=== SET EXERCISE ===
Copy out every line containing the word "page".

↓↓↓

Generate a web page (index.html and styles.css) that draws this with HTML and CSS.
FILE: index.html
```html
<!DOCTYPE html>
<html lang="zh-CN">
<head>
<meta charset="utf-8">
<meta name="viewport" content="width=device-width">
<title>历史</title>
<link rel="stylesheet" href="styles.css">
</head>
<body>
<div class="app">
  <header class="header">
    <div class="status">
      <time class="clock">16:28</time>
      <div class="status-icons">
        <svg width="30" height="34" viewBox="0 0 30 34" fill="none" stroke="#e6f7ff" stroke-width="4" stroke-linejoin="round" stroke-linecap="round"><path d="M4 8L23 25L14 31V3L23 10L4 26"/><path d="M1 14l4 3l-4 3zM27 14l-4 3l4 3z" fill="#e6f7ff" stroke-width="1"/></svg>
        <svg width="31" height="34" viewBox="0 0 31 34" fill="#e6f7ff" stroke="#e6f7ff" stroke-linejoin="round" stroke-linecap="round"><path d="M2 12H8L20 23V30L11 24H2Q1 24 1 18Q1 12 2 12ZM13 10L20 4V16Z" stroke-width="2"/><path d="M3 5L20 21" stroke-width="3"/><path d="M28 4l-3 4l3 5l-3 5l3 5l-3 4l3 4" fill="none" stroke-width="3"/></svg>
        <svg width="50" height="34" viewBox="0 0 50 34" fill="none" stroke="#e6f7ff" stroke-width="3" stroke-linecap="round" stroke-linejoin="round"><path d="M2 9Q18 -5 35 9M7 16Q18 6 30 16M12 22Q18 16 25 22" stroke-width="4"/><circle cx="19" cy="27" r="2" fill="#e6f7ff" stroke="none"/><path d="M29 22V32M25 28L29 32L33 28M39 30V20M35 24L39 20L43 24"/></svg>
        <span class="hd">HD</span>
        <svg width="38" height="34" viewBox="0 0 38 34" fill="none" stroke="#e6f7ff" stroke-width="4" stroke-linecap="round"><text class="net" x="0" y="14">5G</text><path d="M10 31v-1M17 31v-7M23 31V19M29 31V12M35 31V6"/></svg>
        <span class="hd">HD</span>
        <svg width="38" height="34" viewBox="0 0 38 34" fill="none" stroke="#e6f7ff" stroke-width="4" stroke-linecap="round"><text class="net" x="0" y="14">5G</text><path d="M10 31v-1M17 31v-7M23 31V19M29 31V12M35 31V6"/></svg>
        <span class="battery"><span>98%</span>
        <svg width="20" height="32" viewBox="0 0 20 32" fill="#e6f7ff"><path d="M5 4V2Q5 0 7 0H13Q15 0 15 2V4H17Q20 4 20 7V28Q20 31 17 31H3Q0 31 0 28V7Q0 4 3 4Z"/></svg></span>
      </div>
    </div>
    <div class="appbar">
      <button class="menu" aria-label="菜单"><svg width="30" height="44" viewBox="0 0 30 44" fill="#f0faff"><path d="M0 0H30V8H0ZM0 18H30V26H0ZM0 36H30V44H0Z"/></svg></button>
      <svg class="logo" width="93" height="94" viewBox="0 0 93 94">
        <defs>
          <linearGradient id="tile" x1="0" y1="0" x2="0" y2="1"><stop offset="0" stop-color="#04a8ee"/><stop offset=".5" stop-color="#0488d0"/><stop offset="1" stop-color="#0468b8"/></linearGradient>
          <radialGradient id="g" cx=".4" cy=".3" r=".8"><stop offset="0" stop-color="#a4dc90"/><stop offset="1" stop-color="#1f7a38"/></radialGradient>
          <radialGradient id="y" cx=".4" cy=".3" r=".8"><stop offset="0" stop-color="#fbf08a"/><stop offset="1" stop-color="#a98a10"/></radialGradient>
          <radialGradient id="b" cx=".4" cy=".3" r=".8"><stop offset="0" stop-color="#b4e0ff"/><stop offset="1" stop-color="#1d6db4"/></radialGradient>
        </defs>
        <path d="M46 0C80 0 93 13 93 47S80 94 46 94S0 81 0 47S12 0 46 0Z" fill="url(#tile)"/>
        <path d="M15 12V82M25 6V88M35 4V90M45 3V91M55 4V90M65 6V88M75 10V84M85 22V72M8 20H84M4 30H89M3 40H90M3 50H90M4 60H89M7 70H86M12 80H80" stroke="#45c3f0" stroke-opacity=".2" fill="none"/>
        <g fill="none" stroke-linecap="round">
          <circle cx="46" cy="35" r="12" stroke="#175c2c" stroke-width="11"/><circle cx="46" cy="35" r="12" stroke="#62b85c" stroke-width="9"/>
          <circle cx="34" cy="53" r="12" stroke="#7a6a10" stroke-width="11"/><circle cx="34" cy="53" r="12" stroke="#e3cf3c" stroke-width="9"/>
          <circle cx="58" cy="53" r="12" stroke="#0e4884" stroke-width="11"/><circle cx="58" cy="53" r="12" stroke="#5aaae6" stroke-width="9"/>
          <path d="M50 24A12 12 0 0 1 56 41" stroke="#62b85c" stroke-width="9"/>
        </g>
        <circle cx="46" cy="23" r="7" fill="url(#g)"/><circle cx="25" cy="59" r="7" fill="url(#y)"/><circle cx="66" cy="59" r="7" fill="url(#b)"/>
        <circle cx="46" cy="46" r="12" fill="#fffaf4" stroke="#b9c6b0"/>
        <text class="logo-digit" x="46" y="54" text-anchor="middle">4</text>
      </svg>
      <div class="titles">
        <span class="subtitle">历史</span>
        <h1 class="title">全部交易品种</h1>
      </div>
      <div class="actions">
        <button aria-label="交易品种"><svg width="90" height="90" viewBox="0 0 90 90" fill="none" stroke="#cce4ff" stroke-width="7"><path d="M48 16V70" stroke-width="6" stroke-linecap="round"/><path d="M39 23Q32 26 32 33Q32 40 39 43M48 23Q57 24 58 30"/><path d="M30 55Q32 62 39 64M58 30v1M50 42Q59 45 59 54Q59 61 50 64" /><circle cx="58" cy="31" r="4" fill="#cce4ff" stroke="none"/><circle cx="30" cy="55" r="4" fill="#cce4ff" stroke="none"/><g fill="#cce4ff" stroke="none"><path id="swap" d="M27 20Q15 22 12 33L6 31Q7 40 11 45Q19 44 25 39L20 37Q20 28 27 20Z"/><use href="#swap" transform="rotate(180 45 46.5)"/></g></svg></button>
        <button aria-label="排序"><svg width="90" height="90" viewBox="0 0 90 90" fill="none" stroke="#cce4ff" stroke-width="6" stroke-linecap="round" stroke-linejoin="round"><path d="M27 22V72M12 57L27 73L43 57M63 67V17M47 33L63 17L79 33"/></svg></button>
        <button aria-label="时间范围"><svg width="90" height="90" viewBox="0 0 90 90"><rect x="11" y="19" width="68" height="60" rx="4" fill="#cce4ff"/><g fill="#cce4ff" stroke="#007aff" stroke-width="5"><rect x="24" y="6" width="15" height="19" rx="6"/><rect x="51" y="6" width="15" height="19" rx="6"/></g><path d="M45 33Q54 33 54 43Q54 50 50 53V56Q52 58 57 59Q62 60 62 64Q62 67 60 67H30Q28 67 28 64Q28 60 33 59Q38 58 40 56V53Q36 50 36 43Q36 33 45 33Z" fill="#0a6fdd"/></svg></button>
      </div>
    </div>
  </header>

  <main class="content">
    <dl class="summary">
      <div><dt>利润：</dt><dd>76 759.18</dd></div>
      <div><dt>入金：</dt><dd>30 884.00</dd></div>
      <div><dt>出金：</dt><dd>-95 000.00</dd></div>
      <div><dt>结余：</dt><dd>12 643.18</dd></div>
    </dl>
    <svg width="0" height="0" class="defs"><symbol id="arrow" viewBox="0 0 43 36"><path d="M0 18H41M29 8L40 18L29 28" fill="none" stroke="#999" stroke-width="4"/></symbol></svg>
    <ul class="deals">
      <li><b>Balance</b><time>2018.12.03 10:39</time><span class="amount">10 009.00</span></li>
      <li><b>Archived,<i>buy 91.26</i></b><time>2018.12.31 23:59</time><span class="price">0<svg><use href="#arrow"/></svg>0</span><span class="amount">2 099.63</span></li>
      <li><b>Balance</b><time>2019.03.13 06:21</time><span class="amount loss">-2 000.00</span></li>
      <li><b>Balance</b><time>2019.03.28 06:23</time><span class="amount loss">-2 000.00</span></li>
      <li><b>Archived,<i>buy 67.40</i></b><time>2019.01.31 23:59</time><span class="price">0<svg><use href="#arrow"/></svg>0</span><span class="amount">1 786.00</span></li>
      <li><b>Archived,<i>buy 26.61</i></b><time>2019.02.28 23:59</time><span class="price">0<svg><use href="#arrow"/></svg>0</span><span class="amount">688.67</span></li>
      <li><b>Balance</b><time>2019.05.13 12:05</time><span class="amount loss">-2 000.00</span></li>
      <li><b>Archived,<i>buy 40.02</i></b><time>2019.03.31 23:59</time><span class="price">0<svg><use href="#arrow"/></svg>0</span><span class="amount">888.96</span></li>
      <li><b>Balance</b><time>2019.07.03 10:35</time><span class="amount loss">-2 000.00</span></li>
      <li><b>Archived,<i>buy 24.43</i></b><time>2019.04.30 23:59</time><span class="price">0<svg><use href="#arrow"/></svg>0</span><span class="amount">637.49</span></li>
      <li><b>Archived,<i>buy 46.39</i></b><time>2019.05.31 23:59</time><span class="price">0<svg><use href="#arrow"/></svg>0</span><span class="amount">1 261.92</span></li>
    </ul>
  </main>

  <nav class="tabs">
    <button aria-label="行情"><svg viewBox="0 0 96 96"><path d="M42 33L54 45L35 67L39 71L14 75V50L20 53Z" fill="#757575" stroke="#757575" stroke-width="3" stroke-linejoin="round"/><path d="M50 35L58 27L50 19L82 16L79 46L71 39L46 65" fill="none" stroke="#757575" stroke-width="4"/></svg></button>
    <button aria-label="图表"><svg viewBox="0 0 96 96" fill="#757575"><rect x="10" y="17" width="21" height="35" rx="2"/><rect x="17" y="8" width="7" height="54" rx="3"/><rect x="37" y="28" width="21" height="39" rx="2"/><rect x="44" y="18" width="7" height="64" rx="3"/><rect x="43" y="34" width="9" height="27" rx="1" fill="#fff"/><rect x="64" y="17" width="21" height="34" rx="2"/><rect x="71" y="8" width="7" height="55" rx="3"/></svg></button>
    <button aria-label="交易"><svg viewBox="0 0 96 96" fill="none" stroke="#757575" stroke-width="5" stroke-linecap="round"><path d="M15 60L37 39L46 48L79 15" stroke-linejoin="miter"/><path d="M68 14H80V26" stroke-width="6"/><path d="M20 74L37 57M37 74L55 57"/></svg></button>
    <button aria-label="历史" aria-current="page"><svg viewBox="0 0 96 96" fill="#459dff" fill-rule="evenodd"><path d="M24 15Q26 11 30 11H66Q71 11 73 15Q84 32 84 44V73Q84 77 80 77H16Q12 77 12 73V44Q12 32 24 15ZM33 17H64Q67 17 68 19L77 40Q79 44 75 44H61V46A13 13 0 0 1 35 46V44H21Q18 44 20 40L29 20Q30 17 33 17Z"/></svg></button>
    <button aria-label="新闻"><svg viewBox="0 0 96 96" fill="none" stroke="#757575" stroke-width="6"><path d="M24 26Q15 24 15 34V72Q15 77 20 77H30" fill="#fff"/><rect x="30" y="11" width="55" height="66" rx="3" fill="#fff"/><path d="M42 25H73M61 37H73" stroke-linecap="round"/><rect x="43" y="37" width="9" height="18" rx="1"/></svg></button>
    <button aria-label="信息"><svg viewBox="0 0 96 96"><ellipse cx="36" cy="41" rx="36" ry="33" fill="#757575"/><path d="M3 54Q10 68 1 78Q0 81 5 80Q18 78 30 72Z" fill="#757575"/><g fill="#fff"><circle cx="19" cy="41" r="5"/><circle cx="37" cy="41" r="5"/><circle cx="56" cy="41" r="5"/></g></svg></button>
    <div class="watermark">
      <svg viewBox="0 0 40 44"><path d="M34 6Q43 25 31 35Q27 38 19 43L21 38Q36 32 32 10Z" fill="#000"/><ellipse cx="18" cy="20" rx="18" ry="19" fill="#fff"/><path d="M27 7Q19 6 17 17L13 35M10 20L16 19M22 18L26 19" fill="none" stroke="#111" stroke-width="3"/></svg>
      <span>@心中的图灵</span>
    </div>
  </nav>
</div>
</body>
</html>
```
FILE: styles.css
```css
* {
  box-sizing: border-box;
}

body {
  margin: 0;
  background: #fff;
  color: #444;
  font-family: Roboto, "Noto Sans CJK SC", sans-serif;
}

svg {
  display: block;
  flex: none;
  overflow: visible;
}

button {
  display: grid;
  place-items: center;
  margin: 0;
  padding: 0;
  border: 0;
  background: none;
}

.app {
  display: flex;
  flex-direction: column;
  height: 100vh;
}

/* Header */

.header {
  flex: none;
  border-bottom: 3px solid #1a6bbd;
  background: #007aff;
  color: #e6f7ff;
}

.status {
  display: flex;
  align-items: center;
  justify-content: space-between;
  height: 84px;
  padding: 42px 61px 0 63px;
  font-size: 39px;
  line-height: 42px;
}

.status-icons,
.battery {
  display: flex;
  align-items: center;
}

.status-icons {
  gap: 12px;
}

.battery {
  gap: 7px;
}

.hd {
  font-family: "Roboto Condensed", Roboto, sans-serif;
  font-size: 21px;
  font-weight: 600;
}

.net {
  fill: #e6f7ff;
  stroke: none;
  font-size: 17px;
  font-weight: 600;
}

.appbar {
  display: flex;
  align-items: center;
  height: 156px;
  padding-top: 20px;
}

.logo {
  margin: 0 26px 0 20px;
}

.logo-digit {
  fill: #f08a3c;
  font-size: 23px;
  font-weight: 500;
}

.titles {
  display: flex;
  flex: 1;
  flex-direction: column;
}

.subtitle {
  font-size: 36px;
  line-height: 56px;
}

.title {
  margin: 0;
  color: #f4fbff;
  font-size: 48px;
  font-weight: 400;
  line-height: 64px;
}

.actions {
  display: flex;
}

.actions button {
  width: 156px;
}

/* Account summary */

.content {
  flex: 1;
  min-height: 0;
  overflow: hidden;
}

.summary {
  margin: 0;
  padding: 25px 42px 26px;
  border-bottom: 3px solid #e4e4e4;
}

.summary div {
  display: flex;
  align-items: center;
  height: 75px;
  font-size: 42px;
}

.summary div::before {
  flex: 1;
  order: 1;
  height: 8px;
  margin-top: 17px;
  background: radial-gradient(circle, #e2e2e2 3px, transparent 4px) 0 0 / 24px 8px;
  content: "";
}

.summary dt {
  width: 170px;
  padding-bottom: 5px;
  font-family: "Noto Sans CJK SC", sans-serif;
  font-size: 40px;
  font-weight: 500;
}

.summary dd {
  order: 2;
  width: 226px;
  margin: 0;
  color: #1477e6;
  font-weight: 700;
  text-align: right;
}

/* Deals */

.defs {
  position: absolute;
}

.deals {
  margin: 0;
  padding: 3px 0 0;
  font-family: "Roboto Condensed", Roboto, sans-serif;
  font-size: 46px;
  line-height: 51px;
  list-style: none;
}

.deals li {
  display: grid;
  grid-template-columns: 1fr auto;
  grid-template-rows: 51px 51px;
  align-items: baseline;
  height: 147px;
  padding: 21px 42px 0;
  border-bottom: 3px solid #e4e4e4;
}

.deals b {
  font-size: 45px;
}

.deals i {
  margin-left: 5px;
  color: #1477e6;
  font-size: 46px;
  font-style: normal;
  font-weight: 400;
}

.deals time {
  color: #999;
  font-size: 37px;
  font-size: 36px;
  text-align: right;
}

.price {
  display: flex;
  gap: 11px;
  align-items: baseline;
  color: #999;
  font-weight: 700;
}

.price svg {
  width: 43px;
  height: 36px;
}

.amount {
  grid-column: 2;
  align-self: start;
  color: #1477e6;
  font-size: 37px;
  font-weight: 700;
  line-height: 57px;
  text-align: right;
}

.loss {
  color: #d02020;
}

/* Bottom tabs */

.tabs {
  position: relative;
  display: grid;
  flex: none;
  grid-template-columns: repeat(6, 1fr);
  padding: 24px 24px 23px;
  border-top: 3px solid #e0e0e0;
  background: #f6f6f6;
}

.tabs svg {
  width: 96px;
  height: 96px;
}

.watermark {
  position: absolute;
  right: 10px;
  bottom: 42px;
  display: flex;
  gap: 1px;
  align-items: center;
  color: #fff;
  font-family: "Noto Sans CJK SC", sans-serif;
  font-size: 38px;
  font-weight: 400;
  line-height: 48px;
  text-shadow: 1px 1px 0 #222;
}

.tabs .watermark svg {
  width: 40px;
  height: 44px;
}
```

↑↑↑

=== WRITTEN SOLUTION ===
Generate a web page (index.html and styles.css) that draws this with HTML and CSS.
    <button aria-label="历史" aria-current="page"><svg viewBox="0 0 96 96" fill="#459dff" fill-rule="evenodd"><path d="M24 15Q26 11 30 11H66Q71 11 73 15Q84 32 84 44V73Q84 77 80 77H16Q12 77 12 73V44Q12 32 24 15ZM33 17H64Q67 17 68 19L77 40Q79 44 75 44H61V46A13 13 0 0 1 35 46V44H21Q18 44 20 40L29 20Q30 17 33 17Z"/></svg></button>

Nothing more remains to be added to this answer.